Tutors
Germany
DIETRICH BRÜGGEMANN
Dietrich Brüggemann was born in Munich, raised in Germany and South Africa, then ended up at Babelsberg Film School. Short Film “Warum läuft Herr V. Amok?“ premiered at Berlinale Panorama 2003 and went to a considerable number of festivals worldwide. Feature length grad Film “Neun Szenen” (Nine Takes), composed of only nine long shots, premiered at Berlinale 2006 to huge audience acclaim, won a couple of awards at domestic festivals. First theatric feature “Renn, wenn du kannst” (Run if you can) opened “Perspective on German Cinema” sidebar at Berlinale 2010, again to huge audience acclaim, won a handful of awards, won the hearts of domestic cinema audiences and went to, uhm, a handful of festivals.
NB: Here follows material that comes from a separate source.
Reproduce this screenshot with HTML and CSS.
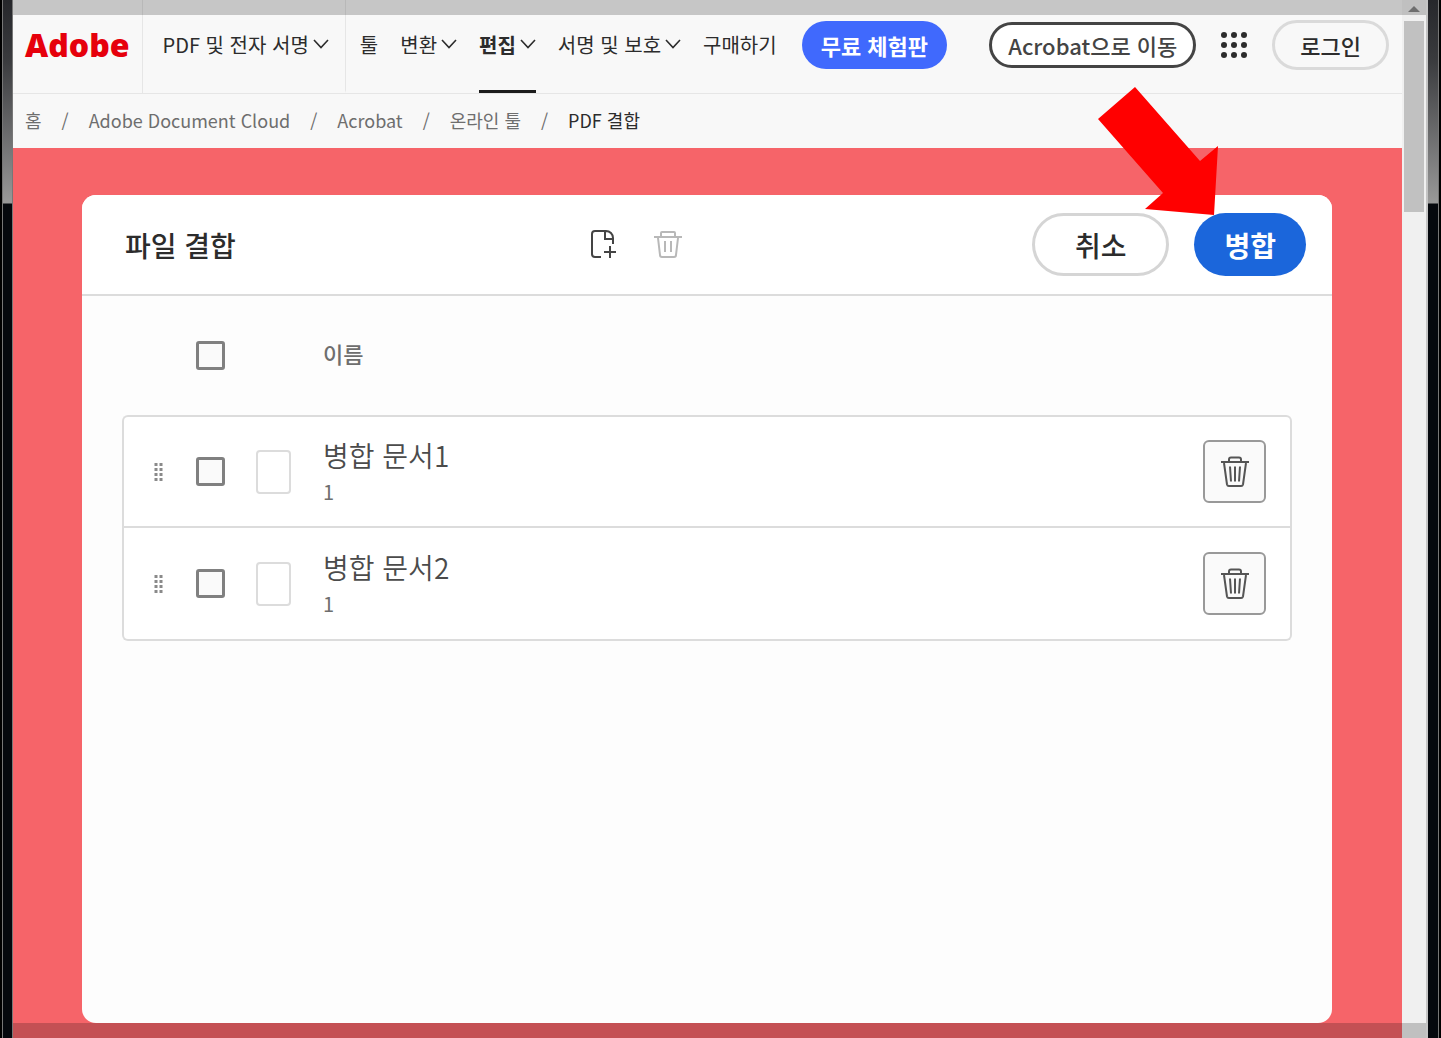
FILE: index.html
```html
<!DOCTYPE html>
<html lang="ko">
<head>
  <meta charset="UTF-8">
  <meta name="viewport" content="width=device-width, initial-scale=1.0">
  <title>PDF 결합</title>
  <link rel="stylesheet" href="styles.css">
</head>
<body>
  <svg class="sprite" aria-hidden="true">
    <symbol id="chevron" viewBox="0 0 16 10">
      <path d="M1 1l7 7.500 7-7.500" fill="none" stroke="currentColor" stroke-width="1.600"/>
    </symbol>
    <symbol id="trash" viewBox="0 0 28 32">
      <path d="M0 6h28M8 5.500V3.500a2 2 0 0 1 2-2h8a2 2 0 0 1 2 2v2M3 7l3 21.500a2 2 0 0 0 2 1.500h12a2 2 0 0 0 2-1.500L25 7M9 10.500l1 15M14 10.500v15M19 10.500l-1 15" fill="none" stroke="currentColor" stroke-width="2"/>
    </symbol>
    <symbol id="grip" viewBox="0 0 9 18">
      <path d="M2 0v18M7 0v18" fill="none" stroke="currentColor" stroke-width="3" stroke-dasharray="3 2"/>
    </symbol>
  </svg>

  <div class="edge edge-left"></div>

  <div class="page">
    <header class="header">
      <a class="logo" href="#">Adobe</a>
      <nav class="nav">
        <a class="nav-item nav-first" href="#">PDF 및 전자 서명<svg class="chevron"><use href="#chevron"/></svg></a>
        <a class="nav-item" href="#">툴</a>
        <a class="nav-item" href="#">변환<svg class="chevron"><use href="#chevron"/></svg></a>
        <a class="nav-item active" href="#">편집<svg class="chevron"><use href="#chevron"/></svg></a>
        <a class="nav-item" href="#">서명 및 보호<svg class="chevron"><use href="#chevron"/></svg></a>
        <a class="nav-item" href="#">구매하기</a>
      </nav>
      <div class="account">
        <button class="button trial">무료 체험판</button>
        <button class="button acrobat">Acrobat으로 이동</button>
        <button class="apps" aria-label="앱">
          <svg width="26" height="26" viewBox="0 0 26 26" fill="#2c2c2c">
            <circle cx="3" cy="3" r="3"/><circle cx="13" cy="3" r="3"/><circle cx="23" cy="3" r="3"/>
            <circle cx="3" cy="13" r="3"/><circle cx="13" cy="13" r="3"/><circle cx="23" cy="13" r="3"/>
            <circle cx="3" cy="23" r="3"/><circle cx="13" cy="23" r="3"/><circle cx="23" cy="23" r="3"/>
          </svg>
        </button>
        <button class="button login">로그인</button>
      </div>
    </header>

    <nav class="breadcrumbs">
      <a href="#">홈</a><span>/</span>
      <a href="#">Adobe Document Cloud</a><span>/</span>
      <a href="#">Acrobat</a><span>/</span>
      <a href="#">온라인 툴</a><span>/</span>
      <a class="current" href="#">PDF 결합</a>
    </nav>

    <main class="stage">
      <section class="card">
        <div class="toolbar">
          <h1 class="title">파일 결합</h1>
          <div class="tools">
            <button class="tool" aria-label="파일 추가">
              <svg width="28" height="30" viewBox="0 0 28 30" fill="none" stroke="currentColor" stroke-width="2">
                <path d="M11 27H5a3 3 0 0 1-3-3V4a3 3 0 0 1 3-3h11a7 7 0 0 1 7 7v6M15 1v8h8"/>
                <path d="M20 16v12M14 22h12"/>
              </svg>
            </button>
            <button class="tool" aria-label="삭제" disabled>
              <svg width="28" height="30" viewBox="0 0 28 30" fill="none" stroke="currentColor" stroke-width="2">
                <path d="M0 7h28M7 6V3a1 1 0 0 1 1-1h12a1 1 0 0 1 1 1v3M4 8l2 17a2 2 0 0 0 2 2h12a2 2 0 0 0 2-2l2-17M11 11v11M17 11v11"/>
              </svg>
            </button>
          </div>
          <div class="actions">
            <button class="button cancel">취소</button>
            <button class="button merge">병합</button>
            <svg class="arrow" width="120" height="128" viewBox="0 0 120 128">
              <path d="M37 0l65 74 18-15-4 69-69-6 18-16L0 32z" fill="#f00"/>
            </svg>
          </div>
        </div>

        <table class="files">
          <thead>
            <tr>
              <th class="col-grip"></th>
              <th class="col-check"><input class="check" type="checkbox" aria-label="모두 선택"></th>
              <th class="col-thumb"></th>
              <th class="col-name">이름</th>
              <th class="col-delete"></th>
            </tr>
          </thead>
          <tbody>
            <tr>
              <td class="col-grip"><svg class="grip"><use href="#grip"/></svg></td>
              <td class="col-check"><input class="check" type="checkbox" aria-label="병합 문서1"></td>
              <td class="col-thumb"><div class="thumb"></div></td>
              <td class="col-name"><div class="name">병합 문서1</div><div class="count">1</div></td>
              <td class="col-delete"><button class="delete" aria-label="병합 문서1 삭제"><svg class="trash"><use href="#trash"/></svg></button></td>
            </tr>
            <tr>
              <td class="col-grip"><svg class="grip"><use href="#grip"/></svg></td>
              <td class="col-check"><input class="check" type="checkbox" aria-label="병합 문서2"></td>
              <td class="col-thumb"><div class="thumb"></div></td>
              <td class="col-name"><div class="name">병합 문서2</div><div class="count">1</div></td>
              <td class="col-delete"><button class="delete" aria-label="병합 문서2 삭제"><svg class="trash"><use href="#trash"/></svg></button></td>
            </tr>
          </tbody>
        </table>
      </section>
    </main>
  </div>

  <div class="scrollbar">
    <svg class="scroll-up" width="12" height="6" viewBox="0 0 12 6"><path d="M0 6l6-6 6 6z" fill="#8a8a8a"/></svg>
    <div class="scroll-thumb"></div>
  </div>

  <div class="edge edge-right"></div>

  <div class="shade shade-top"></div>
  <div class="shade shade-bottom"></div>
</body>
</html>
```

FILE: styles.css
```css
* {
  box-sizing: border-box;
}
body {
  position: relative;
  display: flex;
  min-height: 100vh;
  margin: 0;
  font-family: "Noto Sans CJK KR", sans-serif;
  font-size: 20px;
  color: #2c2c2c;
  background: #f8f8f8;
}
a {
  color: inherit;
  text-decoration: none;
}
button {
  font-family: inherit;
  color: inherit;
  padding: 0;
  border: none;
  background: none;
  cursor: pointer;
}
svg {
  display: block;
}
.sprite {
  position: absolute;
  width: 0;
  height: 0;
}

/* Window frame */
.edge {
  flex: none;
  width: 13px;
  background: linear-gradient(#26272b 0, #3a3b3e 60px, #999 203px, #05080d 204px);
  border: 0 solid #000;
}
.edge-left {
  border-left-width: 2px;
  box-shadow: inset 1px 0 #777, inset -1px 0 #777;
}
.edge-right {
  border-right-width: 2px;
  box-shadow: inset -1px 0 #777;
}
.shade {
  position: absolute;
  left: 13px;
  right: 15px;
  height: 15px;
  background: rgba(0, 0, 0, 0.2);
  pointer-events: none;
}
.shade-top {
  top: 0;
}
.shade-bottom {
  bottom: 0;
}
.page {
  flex: 1;
  display: flex;
  flex-direction: column;
  min-width: 0;
}

/* Header */
.header {
  display: flex;
  align-items: center;
  height: 94px;
  padding-right: 13px;
  border-bottom: 1px solid #e6e6e6;
  white-space: nowrap;
}
.logo {
  display: flex;
  align-items: center;
  height: 100%;
  padding: 0 12px 4px;
  border-right: 1px solid #e6e6e6;
  color: #e6000c;
  font-family: "Open Sans", sans-serif;
  font-size: 32px;
  font-weight: 800;
}
.nav {
  display: flex;
  gap: 22px;
  height: 100%;
}
.nav-item {
  display: flex;
  align-items: center;
  gap: 4px;
  height: 100%;
  padding-bottom: 2px;
  border-bottom: 3px solid transparent;
}
.nav-first {
  padding-left: 20px;
  padding-right: 16px;
  margin-right: -8px;
  border-right: 1px solid #e6e6e6;
}
.nav-item.active {
  border-bottom-color: #1c1c1c;
  font-weight: 700;
}
.chevron {
  width: 16px;
  height: 10px;
}
.button {
  border-radius: 32px;
  font-size: 22px;
  font-weight: 700;
  white-space: nowrap;
}
.account {
  flex: 1;
  display: flex;
  align-items: center;
  gap: 25px;
  padding-bottom: 4px;
  margin-left: 25px;
}
.trial {
  height: 48px;
  padding: 0 19px;
  margin-right: auto;
  background: #4069fd;
  color: #fff;
}
.acrobat {
  height: 46px;
  padding: 0 16px;
  border: 3px solid #444;
  background: #fff;
  color: #444;
  font-weight: 500;
}
.login {
  height: 50px;
  padding: 0 25px;
  border: 3px solid #dadada;
  font-weight: 500;
}

/* Breadcrumbs */
.breadcrumbs {
  display: flex;
  align-items: center;
  gap: 20px;
  height: 54px;
  padding: 0 12px 2px;
  color: #6e6e6e;
  font-size: 18px;
}
.breadcrumbs .current {
  color: #2c2c2c;
}

/* Merge card */
.stage {
  flex: 1;
  display: flex;
  padding: 47px 70px 15px 69px;
  background: #f66469;
}
.card {
  flex: 1;
  border-radius: 14px;
  background: #fdfdfd;
}
.toolbar {
  display: flex;
  align-items: center;
  height: 101px;
  padding: 0 26px 0 43px;
  border-bottom: 2px solid #dcdcdc;
  border-radius: 14px 14px 0 0;
  background: #fff;
}
.title {
  width: 39%;
  margin: 0 4px 0 0;
  font-size: 28px;
  font-weight: 500;
}
.tools {
  display: flex;
  gap: 36px;
  color: #444;
}
.tool:disabled {
  color: #b8b8b8;
}
.actions {
  position: relative;
  display: flex;
  gap: 25px;
  margin-left: auto;
}
.cancel,
.merge {
  height: 63px;
  font-size: 28px;
}
.cancel {
  padding: 0 40px;
  border: 3px solid #d5d5d5;
  font-weight: 500;
}
.merge {
  padding: 0 30px;
  background: #1b66db;
  color: #fff;
}
.arrow {
  position: absolute;
  right: 88px;
  bottom: 61px;
}

/* File list */
.files {
  width: calc(100% - 80px);
  margin: 0 40px;
  border-collapse: separate;
  border-spacing: 0;
}
.files th,
.files td {
  padding: 0;
  text-align: left;
}
.files thead th {
  height: 119px;
  color: #6e6e6e;
  font-size: 22px;
  font-weight: 500;
}
.files thead .col-name {
  padding-bottom: 6px;
}
.files tbody td {
  height: 113px;
  border-bottom: 2px solid #dcdcdc;
  background: #fff;
}
.files tbody tr:first-child td {
  border-top: 2px solid #dcdcdc;
}
.files tbody td:first-child {
  border-left: 2px solid #dcdcdc;
}
.files tbody td:last-child {
  border-right: 2px solid #dcdcdc;
}
.files tbody tr:first-child td:first-child {
  border-top-left-radius: 6px;
}
.files tbody tr:first-child td:last-child {
  border-top-right-radius: 6px;
}
.files tbody tr:last-child td:first-child {
  border-bottom-left-radius: 6px;
}
.files tbody tr:last-child td:last-child {
  border-bottom-right-radius: 6px;
}
.col-grip {
  width: 74px;
}
.col-check {
  width: 60px;
}
.col-thumb {
  width: 67px;
}
.col-delete {
  width: 89px;
}
.grip {
  width: 9px;
  height: 18px;
  margin-left: 30px;
  color: #8a8a8a;
}
.check {
  display: block;
  appearance: none;
  width: 29px;
  height: 29px;
  margin: 0;
  border: 3px solid #808080;
  border-radius: 3px;
  background: #fafafa;
}
.thumb {
  width: 35px;
  height: 44px;
  border: 2px solid #dcdcdc;
  border-radius: 4px;
}
.name {
  color: #4b4b4b;
  font-size: 28px;
  font-weight: 350;
  line-height: 40px;
}
.count {
  color: #6e6e6e;
  line-height: 34px;
}
.delete {
  display: flex;
  align-items: center;
  justify-content: center;
  width: 63px;
  height: 63px;
  border: 2px solid #999;
  border-radius: 6px;
  background: #fafafa;
  color: #555;
}
.trash {
  width: 28px;
  height: 32px;
}

/* Scrollbar */
.scrollbar {
  flex: none;
  display: flex;
  flex-direction: column;
  align-items: center;
  gap: 9px;
  width: 26px;
  padding-top: 6px;
  border-right: 2px solid #c4c4c4;
  background: #f0f0f0;
}
.scroll-thumb {
  width: 20px;
  height: 191px;
  background: #c1c1c1;
}
```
Next Feature “Move” about eight friends in Berlin constantly relocating was shot in all four seasons of 2011, was released in 2012, played no festivals whatsoever but became a sleeper hit in German theatres and a long-running classic on DVD and streams. A radical artistic turn led to “Stations of the Cross”, a meditation on fundamentalist religion in only 14 fixed-angle camera setups, closely based on his own memories of a rather strange childhood, which was selected for Berlinale competition 2014, won Silver Bear for best screenwriting and then went everywhere. The logical next thing to do was another radical turn which led to no-holdsbarred comedy “Heil”, which he himself considers his probably finest, but clearly funniest effort to date. Then, domestic TV called, so he wrote and directed two episodes of a thing called „Tatort“, then went back to feature films with „NÖ“, the future of which shall still be decided.
Dietrich also directed numerous music videos, sings in a band, plays piano to silent films with the artists collective 43CHARACTERS, bakes his own bread and rides a bicycle, though rarely at the same time. Like all German filmmakers, he lives in that vibrant international hipster hangout city starting with a capital B.